Der damals 17-Jährige begegnete direkt bei seinem ersten Besuch in dieser Moschee Sven Lau, einem der führenden Salafisten in Deutschland. Lau, Szenestar, selbst Konvertit und ehemaliger Feuerwehrmann in Wuppertal, wurde durch seine Sharia-Polizei-Aktion bekannt. Den großen Einfluss, den Sven Lau oder auch sein Glaubensgenosse Pierre Vogel auf junge muslimische Menschen ausübt, schreibt Dominik Schmitz der unglaublichen Kraft und Streuungsbreite von Internet und Youtube zu. „Wenn ich mir heute einen Turban aufsetze, fünf Sätze auf Arabisch auswendig lerne und ein bisschen emotional werde, bin ich in der Szene von heute auf morgen ein Star,“ so Schmitz in einem Interview, das er der Süddeutschen Zeitung gab. Was genau er im Islam und danach im Islamismus suchte und fand, sind simple Antworten. Struktur, Regeln, Anerkennung und Geborgenheit. Und, ja auch das, eine gefühlte Überlegenheit der restlichen Gesellschaft gegenüber. „Der schlechteste Salafist ist immer noch besser als der beste Ungläubige“, so Schmitz. Wie ein Rebell habe er sich anfänglich gefühlt, wenn er, gekleidet im Dresscode der Salafisten, angefeindet wurde. Sein Alltag veränderte sich immer mehr. Keine westliche Musik mehr, öfter beten als verlangt, den Koran quasi pausenlos lesen, denn das erhöht das Standing in der Gemeinschaft. Die aufgezwungenen Keuschheit begegnete er mit einer Hochzeit mit einer Gläubigen, der er zugeführt wurde. „Ich wollte auch eine heile Familie“, erzählt er. Die Ehe hielt nicht an. Auch heute noch, nach dem der sich nach sechs Jahren vom radikalen Islam losgesagt hat, ist er Moslem. Aber er will einen, Verständnis erwirken. Auch deshalb besucht er Schulen und klärt über seine Vergangenheit auf. „Ich weiß ja, wie die Jugendlichen sich fühlen, die sich vom Salafismus angezogen sind.“ Bildung alleine ist für ihn nicht das alleinige Allheilmittel. Um dem Salafismus zu widerstehen oder sich von ihm abzuwenden, gehörten viele Aspekte. Ein intaktes Umfeld, ein gesundes Selbstbewusstsein, berufliche Zukunftsaussichten. In Domonic Schmitz´ Gemeinschaft gab es nur zwei junge Männer, die studierten oder beruflich erfolgreich waren. Die Mehrheit lebten aber von Hartz IV.

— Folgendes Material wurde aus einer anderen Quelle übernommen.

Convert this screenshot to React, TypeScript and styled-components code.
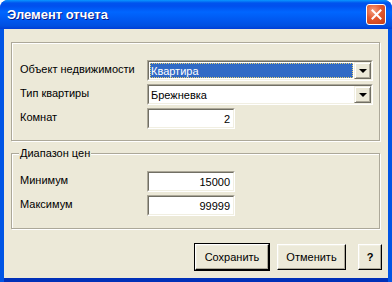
import React from "react";
import styled, { createGlobalStyle } from "styled-components";

const Global = createGlobalStyle`
  html, body { margin: 0; padding: 0; background: #ffffff; }
  body { font-family: "Liberation Sans", Arial, sans-serif; }
`;

const Window = styled.div`
  width: 392px;
  height: 282px;
  display: flex;
  flex-direction: column;
  box-sizing: border-box;
  background: #0055e5;
  border-radius: 8px 8px 0 0;
  overflow: hidden;
`;

const TitleBar = styled.div`
  height: 29px;
  flex: none;
  display: flex;
  align-items: center;
  justify-content: space-between;
  padding: 0 6px 0 7px;
  box-sizing: border-box;
  background: linear-gradient(
    to bottom,
    #0997ff 0px,
    #0053ee 3px,
    #0050ee 6px,
    #0066ff 12px,
    #0058f0 20px,
    #0050e0 26px,
    #003dd7 29px
  );
`;

const Title = styled.span`
  color: #ffffff;
  font-family: "Liberation Sans", Arial, sans-serif;
  font-weight: bold;
  font-size: 13px;
  text-shadow: 1px 1px 0 #0a1883;
`;

const CloseButton = styled.div`
  width: 20px;
  height: 21px;
  box-sizing: border-box;
  border: 1px solid #ffffff;
  border-radius: 3px;
  background: radial-gradient(circle at 35% 30%, #f5a080 0%, #e2582f 45%, #c53d14 100%);
  display: flex;
  align-items: center;
  justify-content: center;
`;

const Frame = styled.div`
  flex: 1;
  display: flex;
  margin: 0 4px 4px 4px;
  box-shadow: 0 4px 0 0 #0030b8;
`;

const Client = styled.div`
  flex: 1;
  background: #ece9d8;
  display: flex;
  flex-direction: column;
  padding: 13px 8px 0 7px;
  font-size: 11px;
  color: #000;
`;

const Group = styled.div<{ $top?: number }>`
  position: relative;
  border: 1px solid #aca899;
  box-shadow: inset 1px 1px 0 #ffffff, 1px 1px 0 #ffffff;
  margin-top: ${(p) => p.$top ?? 0}px;
`;

const Legend = styled.span`
  position: absolute;
  left: 7px;
  top: -8px;
  padding: 0 1px;
  background: #ece9d8;
  line-height: 14px;
`;

const FormGrid = styled.div<{ $pt: number; $pb: number }>`
  display: grid;
  grid-template-columns: 127px 1fr;
  row-gap: 3px;
  padding: ${(p) => p.$pt}px 6px ${(p) => p.$pb}px 8px;
`;

const Label = styled.div`
  align-self: start;
  line-height: 14px;
  padding-top: 2px;
  white-space: nowrap;
`;

const Sunken = styled.div<{ $w?: number }>`
  height: 21px;
  box-sizing: border-box;
  width: ${(p) => (p.$w ? `${p.$w}px` : "auto")};
  border-top: 1px solid #aca899;
  border-left: 1px solid #aca899;
  border-right: 1px solid #ffffff;
  border-bottom: 1px solid #ffffff;
  display: flex;
`;

const SunkenInner = styled.div<{ $align?: string }>`
  flex: 1;
  display: flex;
  align-items: center;
  justify-content: ${(p) => p.$align ?? "flex-start"};
  background: #ffffff;
  border-top: 1px solid #716f64;
  border-left: 1px solid #716f64;
  border-right: 1px solid #f1efe2;
  border-bottom: 1px solid #f1efe2;
  padding: 0 2px 0 1px;
  min-width: 0;
`;

const ComboInner = styled(SunkenInner)`
  padding: 0;
  align-items: stretch;
`;

const ComboText = styled.div<{ $selected?: boolean }>`
  flex: 1;
  margin: 1px 1px 1px 1px;
  display: flex;
  align-items: center;
  padding-left: 1px;
  box-sizing: border-box;
  color: ${(p) => (p.$selected ? "#ffffff" : "#000000")};
  background: ${(p) => (p.$selected ? "#316ac5" : "transparent")};
  outline: ${(p) => (p.$selected ? "1px dotted #e8d070" : "none")};
  outline-offset: -1px;
`;

const DropButton = styled.div`
  width: 17px;
  box-sizing: border-box;
  background: #ece9d8;
  border-top: 1px solid #f1efe2;
  border-left: 1px solid #f1efe2;
  border-right: 1px solid #716f64;
  border-bottom: 1px solid #716f64;
  box-shadow: inset 1px 1px 0 #ffffff, inset -1px -1px 0 #aca899;
  display: flex;
  align-items: center;
  justify-content: center;
`;

const Arrow = styled.div`
  width: 0;
  height: 0;
  border-left: 4px solid transparent;
  border-right: 4px solid transparent;
  border-top: 4px solid #000;
  margin-top: 1px;
`;

const FieldText = styled.span`
  padding-right: 1px;
`;

const ButtonRow = styled.div`
  display: flex;
  justify-content: flex-end;
  margin-top: 14px;
  margin-right: -3px;
`;

const Button = styled.div<{ $w: number; $default?: boolean; $ml?: number }>`
  width: ${(p) => p.$w}px;
  height: 28px;
  box-sizing: border-box;
  margin-left: ${(p) => p.$ml ?? 0}px;
  background: #ece9d8;
  border: 1px solid ${(p) => (p.$default ? "#000000" : "transparent")};
  display: flex;
  align-items: stretch;
`;

const ButtonFace = styled.div<{ $bold?: boolean }>`
  flex: 1;
  display: flex;
  align-items: center;
  justify-content: center;
  border-top: 1px solid #ffffff;
  border-left: 1px solid #ffffff;
  border-right: 1px solid #000000;
  border-bottom: 1px solid #000000;
  box-shadow: inset -1px -1px 0 #aca899, inset 1px 1px 0 #f1efe2;
  font-weight: ${(p) => (p.$bold ? "bold" : "normal")};
`;

export default function App() {
  return (
    <>
      <Global />
      <Window>
        <TitleBar>
          <Title>Элемент отчета</Title>
          <CloseButton>
            <svg width="11" height="11" viewBox="0 0 11 11">
              <path d="M1.5 1.5 L9.5 9.5 M9.5 1.5 L1.5 9.5" stroke="#fff" strokeWidth="2" strokeLinecap="square" />
            </svg>
          </CloseButton>
        </TitleBar>
        <Frame>
          <Client>
            <Group>
              <FormGrid $pt={17} $pb={11}>
                <Label>Объект недвижимости</Label>
                <Sunken>
                  <ComboInner>
                    <ComboText $selected>Квартира</ComboText>
                    <DropButton>
                      <Arrow />
                    </DropButton>
                  </ComboInner>
                </Sunken>
                <Label>Тип квартиры</Label>
                <Sunken>
                  <ComboInner>
                    <ComboText>Брежневка</ComboText>
                    <DropButton>
                      <Arrow />
                    </DropButton>
                  </ComboInner>
                </Sunken>
                <Label>Комнат</Label>
                <Sunken $w={88}>
                  <SunkenInner $align="flex-end">
                    <FieldText>2</FieldText>
                  </SunkenInner>
                </Sunken>
              </FormGrid>
            </Group>
            <Group $top={12}>
              <Legend>Диапазон цен</Legend>
              <FormGrid $pt={17} $pb={12}>
                <Label>Минимум</Label>
                <Sunken $w={88}>
                  <SunkenInner $align="flex-end">
                    <FieldText>15000</FieldText>
                  </SunkenInner>
                </Sunken>
                <Label>Максимум</Label>
                <Sunken $w={88}>
                  <SunkenInner $align="flex-end">
                    <FieldText>99999</FieldText>
                  </SunkenInner>
                </Sunken>
              </FormGrid>
            </Group>
            <ButtonRow>
              <Button $w={76} $default>
                <ButtonFace>Сохранить</ButtonFace>
              </Button>
              <Button $w={71} $ml={6}>
                <ButtonFace>Отменить</ButtonFace>
              </Button>
              <Button $w={26} $ml={10}>
                <ButtonFace $bold>?</ButtonFace>
              </Button>
            </ButtonRow>
          </Client>
        </Frame>
      </Window>
    </>
  );
}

Dass immer mehr seiner ehemaligen Glaubensbrüder und -schwestern nach Syrien gehen, um dort beim IS zu kämpfen, hat für ihn auch mit der Perpektivlosigkeit hierzulande zu tun. Die jungen Menschen werden mit Aufstiegsversprechen gelockt, die viele junge Salafisten hier in Deutschland nicht sehen. Ihr Weltbild ist klar in Glübige und Kuffars (Ungläubige) unterteilt, auf die man heruntersehen, die man hassen und bekämpfen kann, sogar muss. Ob es sich beim 16-jährigen Gelsenkirchener Yusuf T., der angeklagt ist, als Haupttäter für einen im April verübten Anschlag auf ein Gebetshaus der Essener Sikh-Gemeinde verantwortlich zu sein, um ähnliche Beweggründe handelte, sich dem Salafismus zu verschreiben, mögen Experten sicher besser zu beurteilen. Allerdings war der Schüler für seine radikalen Äußerungen bekannt und musste am Präventionsprogramm gegen gewaltbereiten Salafismus „Wegweiser“ teilnehmen. Verhindert hat das den Anschlag nicht, aber das Umfeld eines Jugendlichen zu schulen und für Veränderungen zu sensibilisieren, kann nie der falsche Schluss sein.